Friday, December 14, 2012

New Beginnings

"It's not about perfect. It's about effort. And when you bring that effort every single day, that's where transformation happens. That's how change occurs." -unknown

This post marks the end of my very first semester of college classes. I went into this new endever having no clue what to expect and I came out feeling very confident that my original goals are more than attainable.  I do not have official grades at this point and am waiting for a couple of papers to be graded but I am expecting to finish this semester with a 4.0 GPA.

The last 16 weeks have been a great ride and quite life changing. I spent most of the first part of this semester beating myself up for not going back to school years ago. I had no clue how many misconceptions higher education looked like and realized early on that it was not nearly as intimidating as I thought it would be. However in the midst of my negative self talk, I was also reminded that God opens all the right doors at just the right time. I realized that this timing gave me the last 15 years to focus solely on my children and be fully present in our time of crisis. My academic refreshing  has also come at a great time to help my boys through high school and one day college.
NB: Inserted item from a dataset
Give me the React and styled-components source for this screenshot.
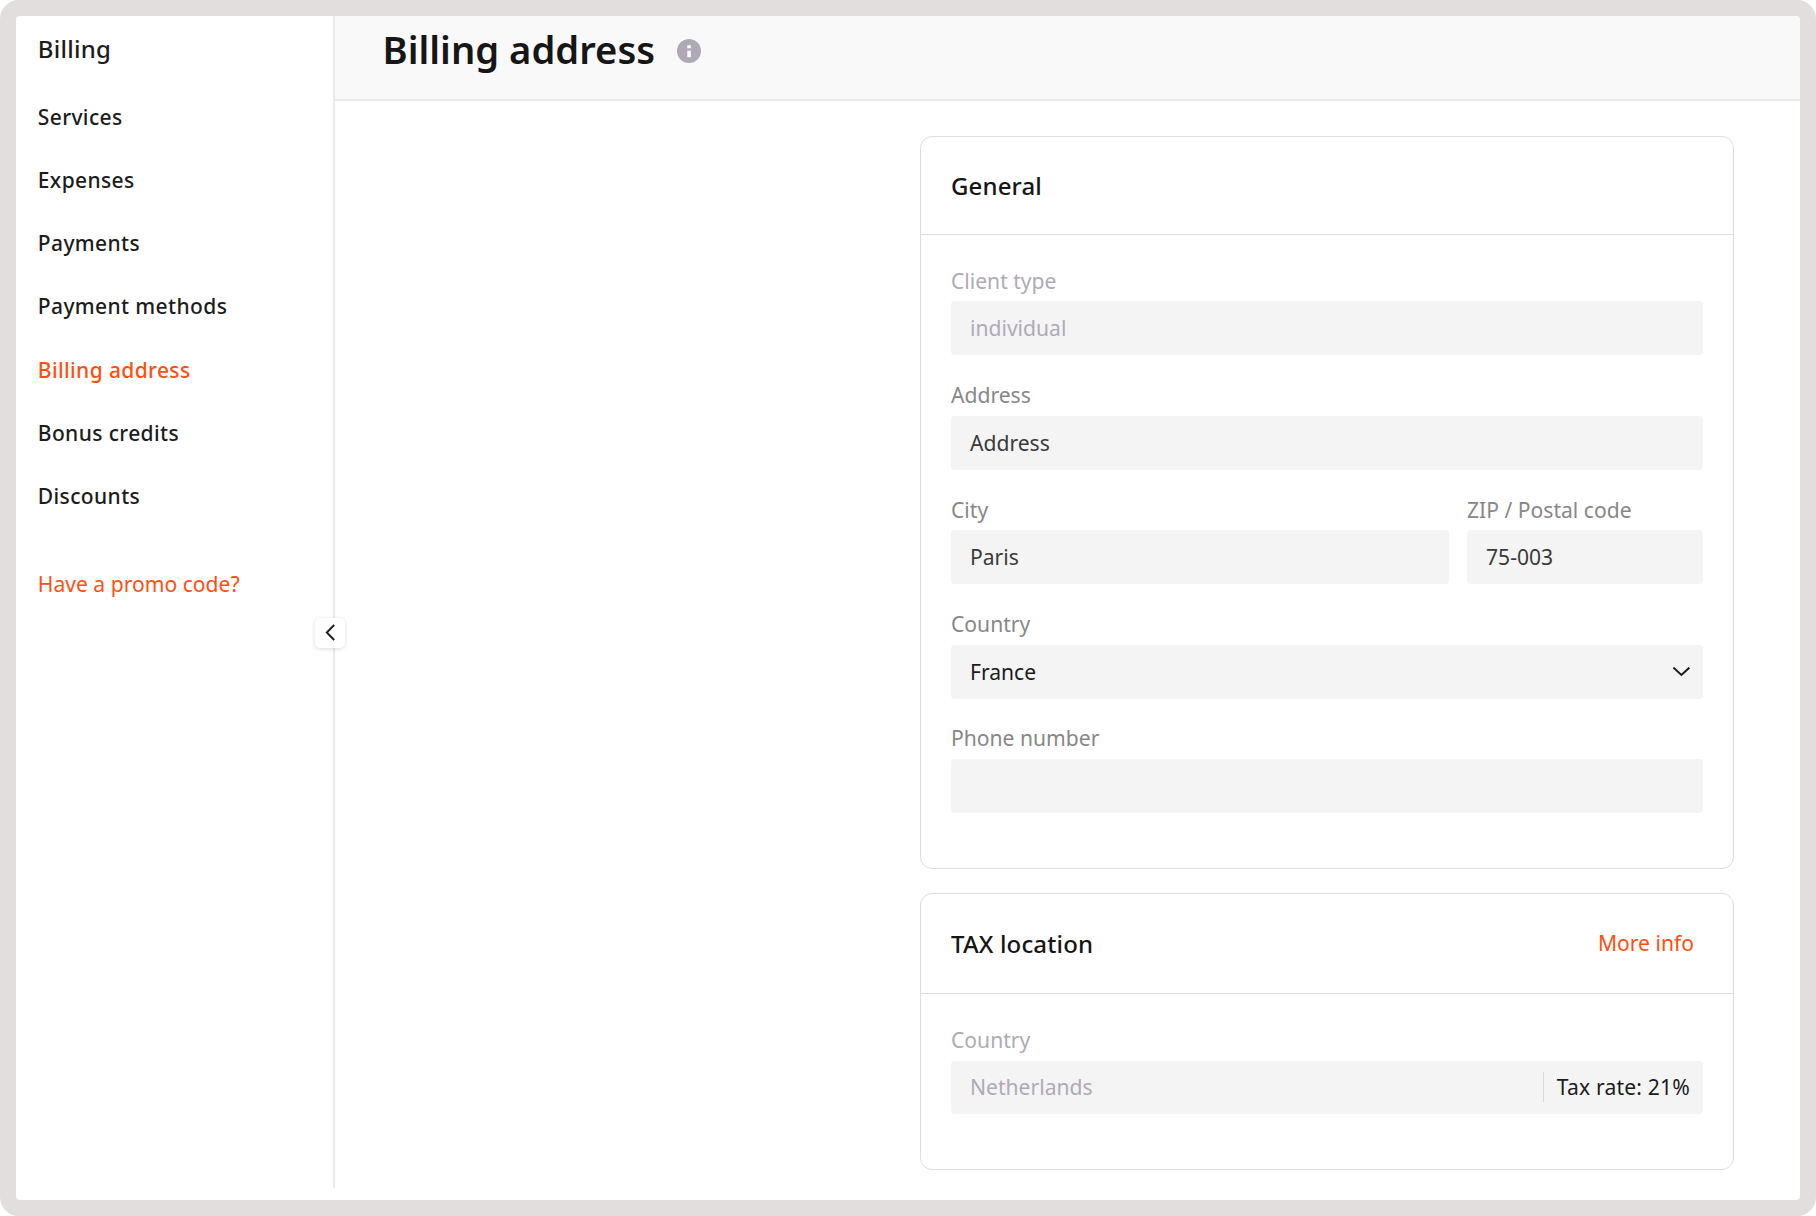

The reality of being a mother for me, even through tragedy is simple.... I do it because I want to and because I love my children with all that I am. It is not a job or an accomplishment of some sort. It is my life and even though it is a fairly thankless job, I would have it no other way. However, since becoming a mother I have put many, if not all of my aspirations on hold to be there for my kids. I have not dared to dream for anything but my children for a very long time. This semester not only showed me that I am smart, and more then capable of achieving a degree, but also that I can follow my dreams at the same time I dream for my children and  give them that they need. After 15 years of the mystery of child rearing, the simple concept of doing something and then receiving feed back in the form of a grade and many times a pat on the back for a job well done feels so good! This new era of my life has given me a confidence both as a mother and an individual that I have never had.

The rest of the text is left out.